**Request**:
Retype the listing that follows, word for word.
***
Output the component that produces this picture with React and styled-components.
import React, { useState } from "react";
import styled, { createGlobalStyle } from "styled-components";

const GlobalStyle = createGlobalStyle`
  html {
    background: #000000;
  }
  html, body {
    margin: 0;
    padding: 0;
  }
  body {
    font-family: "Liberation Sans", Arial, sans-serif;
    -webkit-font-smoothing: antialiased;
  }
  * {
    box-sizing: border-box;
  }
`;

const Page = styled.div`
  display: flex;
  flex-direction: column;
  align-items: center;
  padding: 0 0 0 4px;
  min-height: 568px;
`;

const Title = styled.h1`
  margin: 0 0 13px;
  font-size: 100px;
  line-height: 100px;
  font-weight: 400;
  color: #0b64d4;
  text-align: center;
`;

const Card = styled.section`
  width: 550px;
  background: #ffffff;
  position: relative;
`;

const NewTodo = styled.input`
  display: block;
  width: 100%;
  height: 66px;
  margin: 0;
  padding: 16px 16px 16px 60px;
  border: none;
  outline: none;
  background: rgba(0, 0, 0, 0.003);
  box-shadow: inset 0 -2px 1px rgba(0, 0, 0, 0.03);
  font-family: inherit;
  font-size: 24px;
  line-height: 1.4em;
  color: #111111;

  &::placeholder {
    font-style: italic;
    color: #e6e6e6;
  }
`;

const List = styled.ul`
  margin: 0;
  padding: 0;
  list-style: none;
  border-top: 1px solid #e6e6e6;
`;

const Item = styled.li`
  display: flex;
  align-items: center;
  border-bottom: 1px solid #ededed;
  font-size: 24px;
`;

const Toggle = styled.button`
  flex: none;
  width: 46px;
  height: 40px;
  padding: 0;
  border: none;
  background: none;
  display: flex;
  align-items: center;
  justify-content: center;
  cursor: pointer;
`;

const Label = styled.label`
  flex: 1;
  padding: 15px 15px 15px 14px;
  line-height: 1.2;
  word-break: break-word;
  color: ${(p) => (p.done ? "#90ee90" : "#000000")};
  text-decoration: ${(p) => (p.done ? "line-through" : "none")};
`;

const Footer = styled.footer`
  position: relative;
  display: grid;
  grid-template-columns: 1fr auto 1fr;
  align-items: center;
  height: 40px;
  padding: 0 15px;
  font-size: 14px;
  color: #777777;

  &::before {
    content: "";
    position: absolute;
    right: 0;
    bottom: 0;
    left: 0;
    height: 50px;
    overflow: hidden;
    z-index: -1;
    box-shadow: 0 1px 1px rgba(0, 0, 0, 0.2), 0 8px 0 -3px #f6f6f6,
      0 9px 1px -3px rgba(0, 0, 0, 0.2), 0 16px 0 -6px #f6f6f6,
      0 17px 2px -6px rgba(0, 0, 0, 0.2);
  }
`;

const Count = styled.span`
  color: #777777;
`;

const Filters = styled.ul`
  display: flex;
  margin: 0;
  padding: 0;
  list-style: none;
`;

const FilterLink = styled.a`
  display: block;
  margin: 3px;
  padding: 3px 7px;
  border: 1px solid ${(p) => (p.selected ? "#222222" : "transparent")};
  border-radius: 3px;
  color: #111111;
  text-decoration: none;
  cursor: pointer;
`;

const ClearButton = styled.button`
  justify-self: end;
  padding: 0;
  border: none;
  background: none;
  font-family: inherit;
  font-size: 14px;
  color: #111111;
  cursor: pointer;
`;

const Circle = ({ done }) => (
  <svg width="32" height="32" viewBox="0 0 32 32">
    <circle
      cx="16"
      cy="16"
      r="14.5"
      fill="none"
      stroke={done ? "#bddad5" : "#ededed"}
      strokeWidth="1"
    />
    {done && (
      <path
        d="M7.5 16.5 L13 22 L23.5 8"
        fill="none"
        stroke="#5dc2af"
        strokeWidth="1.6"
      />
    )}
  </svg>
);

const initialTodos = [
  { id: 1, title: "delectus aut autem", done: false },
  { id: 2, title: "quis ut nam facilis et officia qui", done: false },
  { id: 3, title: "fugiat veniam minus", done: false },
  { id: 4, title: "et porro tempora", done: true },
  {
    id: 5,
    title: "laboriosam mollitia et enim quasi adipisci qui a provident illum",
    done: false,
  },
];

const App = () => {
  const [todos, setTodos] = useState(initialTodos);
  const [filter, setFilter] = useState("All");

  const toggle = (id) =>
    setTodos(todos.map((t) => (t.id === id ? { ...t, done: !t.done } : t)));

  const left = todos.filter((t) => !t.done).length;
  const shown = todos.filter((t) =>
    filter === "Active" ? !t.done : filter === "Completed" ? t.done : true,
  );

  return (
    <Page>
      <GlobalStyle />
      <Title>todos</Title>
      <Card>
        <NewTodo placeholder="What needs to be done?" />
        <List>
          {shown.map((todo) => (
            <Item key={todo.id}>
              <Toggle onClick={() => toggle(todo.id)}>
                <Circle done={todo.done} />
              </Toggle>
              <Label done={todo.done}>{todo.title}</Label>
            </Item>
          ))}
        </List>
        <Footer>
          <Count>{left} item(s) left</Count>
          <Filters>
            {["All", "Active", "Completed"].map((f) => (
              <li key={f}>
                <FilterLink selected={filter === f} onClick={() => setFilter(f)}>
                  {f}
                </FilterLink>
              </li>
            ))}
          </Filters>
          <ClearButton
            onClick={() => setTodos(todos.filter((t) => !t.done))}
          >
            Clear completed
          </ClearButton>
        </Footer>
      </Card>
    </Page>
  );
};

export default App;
***
**The output**:
Output the component that produces this picture with React and styled-components.
import React, { useState } from "react";
import styled, { createGlobalStyle } from "styled-components";

const GlobalStyle = createGlobalStyle`
  html {
    background: #000000;
  }
  html, body {
    margin: 0;
    padding: 0;
  }
  body {
    font-family: "Liberation Sans", Arial, sans-serif;
    -webkit-font-smoothing: antialiased;
  }
  * {
    box-sizing: border-box;
  }
`;

const Page = styled.div`
  display: flex;
  flex-direction: column;
  align-items: center;
  padding: 0 0 0 4px;
  min-height: 568px;
`;

const Title = styled.h1`
  margin: 0 0 13px;
  font-size: 100px;
  line-height: 100px;
  font-weight: 400;
  color: #0b64d4;
  text-align: center;
`;

const Card = styled.section`
  width: 550px;
  background: #ffffff;
  position: relative;
`;

const NewTodo = styled.input`
  display: block;
  width: 100%;
  height: 66px;
  margin: 0;
  padding: 16px 16px 16px 60px;
  border: none;
  outline: none;
  background: rgba(0, 0, 0, 0.003);
  box-shadow: inset 0 -2px 1px rgba(0, 0, 0, 0.03);
  font-family: inherit;
  font-size: 24px;
  line-height: 1.4em;
  color: #111111;

  &::placeholder {
    font-style: italic;
    color: #e6e6e6;
  }
`;

const List = styled.ul`
  margin: 0;
  padding: 0;
  list-style: none;
  border-top: 1px solid #e6e6e6;
`;

const Item = styled.li`
  display: flex;
  align-items: center;
  border-bottom: 1px solid #ededed;
  font-size: 24px;
`;

const Toggle = styled.button`
  flex: none;
  width: 46px;
  height: 40px;
  padding: 0;
  border: none;
  background: none;
  display: flex;
  align-items: center;
  justify-content: center;
  cursor: pointer;
`;

const Label = styled.label`
  flex: 1;
  padding: 15px 15px 15px 14px;
  line-height: 1.2;
  word-break: break-word;
  color: ${(p) => (p.done ? "#90ee90" : "#000000")};
  text-decoration: ${(p) => (p.done ? "line-through" : "none")};
`;

const Footer = styled.footer`
  position: relative;
  display: grid;
  grid-template-columns: 1fr auto 1fr;
  align-items: center;
  height: 40px;
  padding: 0 15px;
  font-size: 14px;
  color: #777777;

  &::before {
    content: "";
    position: absolute;
    right: 0;
    bottom: 0;
    left: 0;
    height: 50px;
    overflow: hidden;
    z-index: -1;
    box-shadow: 0 1px 1px rgba(0, 0, 0, 0.2), 0 8px 0 -3px #f6f6f6,
      0 9px 1px -3px rgba(0, 0, 0, 0.2), 0 16px 0 -6px #f6f6f6,
      0 17px 2px -6px rgba(0, 0, 0, 0.2);
  }
`;

const Count = styled.span`
  color: #777777;
`;

const Filters = styled.ul`
  display: flex;
  margin: 0;
  padding: 0;
  list-style: none;
`;

const FilterLink = styled.a`
  display: block;
  margin: 3px;
  padding: 3px 7px;
  border: 1px solid ${(p) => (p.selected ? "#222222" : "transparent")};
  border-radius: 3px;
  color: #111111;
  text-decoration: none;
  cursor: pointer;
`;

const ClearButton = styled.button`
  justify-self: end;
  padding: 0;
  border: none;
  background: none;
  font-family: inherit;
  font-size: 14px;
  color: #111111;
  cursor: pointer;
`;

const Circle = ({ done }) => (
  <svg width="32" height="32" viewBox="0 0 32 32">
    <circle
      cx="16"
      cy="16"
      r="14.5"
      fill="none"
      stroke={done ? "#bddad5" : "#ededed"}
      strokeWidth="1"
    />
    {done && (
      <path
        d="M7.5 16.5 L13 22 L23.5 8"
        fill="none"
        stroke="#5dc2af"
        strokeWidth="1.6"
      />
    )}
  </svg>
);

const initialTodos = [
  { id: 1, title: "delectus aut autem", done: false },
  { id: 2, title: "quis ut nam facilis et officia qui", done: false },
  { id: 3, title: "fugiat veniam minus", done: false },
  { id: 4, title: "et porro tempora", done: true },
  {
    id: 5,
    title: "laboriosam mollitia et enim quasi adipisci qui a provident illum",
    done: false,
  },
];

const App = () => {
  const [todos, setTodos] = useState(initialTodos);
  const [filter, setFilter] = useState("All");

  const toggle = (id) =>
    setTodos(todos.map((t) => (t.id === id ? { ...t, done: !t.done } : t)));

  const left = todos.filter((t) => !t.done).length;
  const shown = todos.filter((t) =>
    filter === "Active" ? !t.done : filter === "Completed" ? t.done : true,
  );

  return (
    <Page>
      <GlobalStyle />
      <Title>todos</Title>
      <Card>
        <NewTodo placeholder="What needs to be done?" />
        <List>
          {shown.map((todo) => (
            <Item key={todo.id}>
              <Toggle onClick={() => toggle(todo.id)}>
                <Circle done={todo.done} />
              </Toggle>
              <Label done={todo.done}>{todo.title}</Label>
            </Item>
          ))}
        </List>
        <Footer>
          <Count>{left} item(s) left</Count>
          <Filters>
            {["All", "Active", "Completed"].map((f) => (
              <li key={f}>
                <FilterLink selected={filter === f} onClick={() => setFilter(f)}>
                  {f}
                </FilterLink>
              </li>
            ))}
          </Filters>
          <ClearButton
            onClick={() => setTodos(todos.filter((t) => !t.done))}
          >
            Clear completed
          </ClearButton>
        </Footer>
      </Card>
    </Page>
  );
};

export default App;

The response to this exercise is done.